To be the best wedding photographer in Brooklyn, one must truly understand how to create images of the wedding couple together.
Whether you are shooting two brides, two grooms, or a bride and groom together, the technical knowledge of this portrait session can really help set you apart from the other Brooklyn wedding photographers out there.
I approach the portrait session with a great knowledge of technical photography, as well as with an artistic eye and knowledge of posing.
The portrait session of the wedding couple together is something that I get asked about quite a bit. How long do I capture them interacting, laughing, kissing, and just being together?
It may come as a shock, but I don’t want a lot of time to photograph the portraits of the wedding couple together. The most important thing to me when photographing a wedding are the relationships between the family and friends and the moments that occur between them, not spending hours taking fashion-based portraits of my clients all over the city.
I ask my clients for an hour of time and in reality all I really want is about thirty minutes. I want a good half hour in some lovely light, nothing more, nothing less. Just enough time to document their relationship when they’re alone and make some simply, lovely images and then move on with the rest of the day.
I truly, truly believe that the day is about the marriage and not the pictures, about the joining of two families and not how much time I can gallivant around and pretend that the day is a fashion shoot.
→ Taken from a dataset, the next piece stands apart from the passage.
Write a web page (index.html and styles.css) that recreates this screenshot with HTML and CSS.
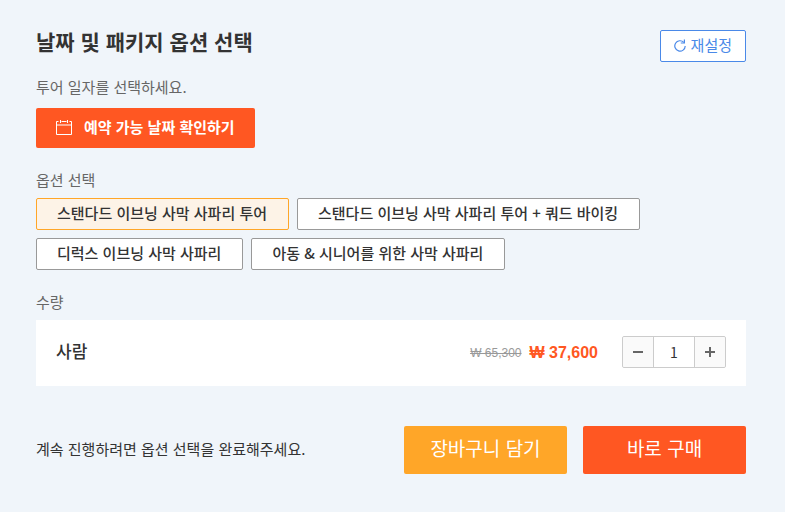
FILE: index.html
```
<!DOCTYPE html>
<html lang="ko">
<head>
  <meta charset="UTF-8" />
  <meta name="viewport" content="width=device-width, initial-scale=1.0"/>
  <title>날짜 및 패키지 옵션 선택</title>
  <link rel="stylesheet" href="styles.css">
</head>
<body>
  <main class="booking">
    <header class="booking-header">
      <h2>날짜 및 패키지 옵션 선택</h2>
      <button type="button" class="reset-btn">
        <svg width="14" height="14" viewBox="0 0 14 14" fill="none" stroke="currentColor" stroke-width="1.2">
          <path d="M10.8 4.4A5.2 5.2 0 1 0 12.2 8" />
          <path d="M11.4 1.6V5H7.8" />
        </svg>
        <span>재설정</span>
      </button>
    </header>

    <section class="date-section">
      <p class="label">투어 일자를 선택하세요.</p>
      <button type="button" class="date-btn">
        <svg width="16" height="16" viewBox="0 0 16 16" fill="none" stroke="currentColor">
          <path d="M2.5 2.5H.5V15.5H15.5V2.5H13.5M5.5 2.5H10.5" />
          <path d="M4.5 1V4M11.5 1V4" />
          <path d="M1 6H15" stroke-width="2" opacity=".5" />
        </svg>
        <span>예약 가능 날짜 확인하기</span>
      </button>
    </section>

    <section class="option-section">
      <p class="label">옵션 선택</p>
      <div class="options">
        <button type="button" class="option selected">스탠다드 이브닝 사막 사파리 투어</button>
        <button type="button" class="option">스탠다드 이브닝 사막 사파리 투어 + 쿼드 바이킹</button>
        <button type="button" class="option">디럭스 이브닝 사막 사파리</button>
        <button type="button" class="option">아동 &amp; 시니어를 위한 사막 사파리</button>
      </div>
    </section>

    <section class="quantity-section">
      <label class="label" for="quantity">수량</label>
      <div class="quantity-row">
        <span class="unit">사람</span>
        <del class="old-price">₩ 65,300</del>
        <strong class="price">₩ 37,600</strong>
        <div class="stepper">
          <button type="button" aria-label="빼기">
            <svg width="10" height="10" viewBox="0 0 10 10" stroke="currentColor" stroke-width="2"><path d="M0 5H10" /></svg>
          </button>
          <input type="text" id="quantity" value="1">
          <button type="button" aria-label="더하기">
            <svg width="10" height="10" viewBox="0 0 10 10" stroke="currentColor" stroke-width="2"><path d="M0 5H10M5 0V10" /></svg>
          </button>
        </div>
      </div>
    </section>

    <footer class="booking-footer">
      <p>계속 진행하려면 옵션 선택을 완료해주세요.</p>
      <button type="button" class="action cart">장바구니 담기</button>
      <button type="button" class="action buy">바로 구매</button>
    </footer>
  </main>
</body>
</html>
```
FILE: styles.css
```
* {
  box-sizing: border-box;
}

body {
  margin: 0;
  background: #f0f5fa;
  color: #333;
  font-family: "Noto Sans CJK KR", sans-serif;
  font-size: 15px;
  line-height: 20px;
}

h2, p {
  margin: 0;
}

button, input {
  font: inherit;
  color: inherit;
}

button {
  padding: 0;
  border: none;
  border-radius: 2px;
  cursor: pointer;
}

svg {
  display: block;
}

.booking {
  padding: 30px 39px 38px 36px;
}

.booking-header {
  display: flex;
  justify-content: space-between;
  height: 32px;
  margin-bottom: 15px;
}

h2 {
  font-size: 21px;
  font-weight: 700;
  line-height: 22px;
}

.reset-btn {
  display: flex;
  align-items: center;
  gap: 4px;
  padding: 0 13px 2px 12px;
  border: 1px solid #4a89e8;
  background: #fff;
  color: #4a89e8;
}

.label {
  display: block;
  margin-bottom: 8px;
  color: #666;
}

.date-section {
  margin-bottom: 22px;
}

.date-section .label {
  margin-bottom: 11px;
}

.date-btn {
  display: flex;
  align-items: center;
  gap: 12px;
  height: 40px;
  padding: 0 20px 2px;
  background: #ff5722;
  color: #fff;
  font-weight: 700;
}

.option-section {
  margin-bottom: 22px;
}

.options {
  display: flex;
  flex-wrap: wrap;
  gap: 8px;
}

.option {
  height: 32px;
  padding: 0 21px 3px 20px;
  border: 1px solid #999;
  background: #fff;
  font-weight: 500;
}

.option.selected {
  border-color: #ffa628;
  background: #fdf3e7;
}

.quantity-section {
  margin-bottom: 40px;
}

.quantity-row {
  display: flex;
  align-items: center;
  padding: 16px 20px 18px;
  background: #fff;
}

.unit {
  flex: 1;
  padding-bottom: 3px;
  font-size: 17px;
  font-weight: 500;
}

.old-price,
.price {
  padding-top: 2px;
  font-family: "Liberation Sans", sans-serif;
}

.old-price {
  margin-right: 8px;
  color: #999;
  font-size: 12px;
}

.price {
  margin-right: 24px;
  color: #ff5722;
  font-size: 16px;
}

.stepper {
  display: flex;
  height: 32px;
  border: 1px solid #ccc;
  border-radius: 2px;
}

.stepper button {
  display: flex;
  align-items: center;
  justify-content: center;
  width: 30px;
  background: #fafafa;
  color: #666;
}

.stepper input {
  width: 42px;
  padding: 0;
  border: solid #ccc;
  border-width: 0 1px;
  text-align: center;
  font-size: 14px;
}

.booking-footer {
  display: flex;
  align-items: center;
  gap: 16px;
}

.booking-footer p {
  flex: 1;
  padding-bottom: 2px;
}

.action {
  width: 163px;
  height: 48px;
  padding-bottom: 4px;
  color: #fff;
  font-size: 19px;
}

.cart {
  background: #ffa628;
}

.buy {
  background: #ff5722;
}
```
During their portrait session, only a handful of the images are going to be camera aware, unless I have specifically been asked to do more that way. I will almost always do the camera aware images first because they’re easiest - just stand them together, instruct them laughingly to “stand like you’re at prom”, ask them to tilt their heads together, and we’re ready to go.
I always joke that I know they hate smiling directly at me for portraits but we have to make their parents happy and they understand. We get those images done and then I promise we can move on and they can stop staring directly at me and usually they’re loosening up around me by now.
The first and foremost thought in my mind when photographing the portrait session of the couple is that it’s not about me as the photographer. It’s not about my bizarre fashion vision of their day. It’s not about “how weird can i be here?” or “how odd of an angle can i find?”
I’m not trying to force something that isn’t there, find a bizarre way to shoot just so I can pat myself on my back and congratulate myself on my weird angles, or to shoot to impress other photographers with my creativity. I am striving to make my clients look beautiful, feel beautiful, and accurately represent their relationship.
The laughter you see in my images, the clients talking and enjoying each other - that’s all them. I’m just laying the groundwork for that to happen and putting them in the right light so that when the moments do naturally occur they’re in the right light and setting for a great photograph.
It is always a huge honor to create portraits of my clients on their wedding days. I love getting to know the brides and grooms that come through my studio every year.
I love customizing every portrait session to meet the needs, desires, and wishes of my clients. I love creating portraits that document who they are at this point in their lives. I hope to be creating portraits for clients on their wedding days for years to come!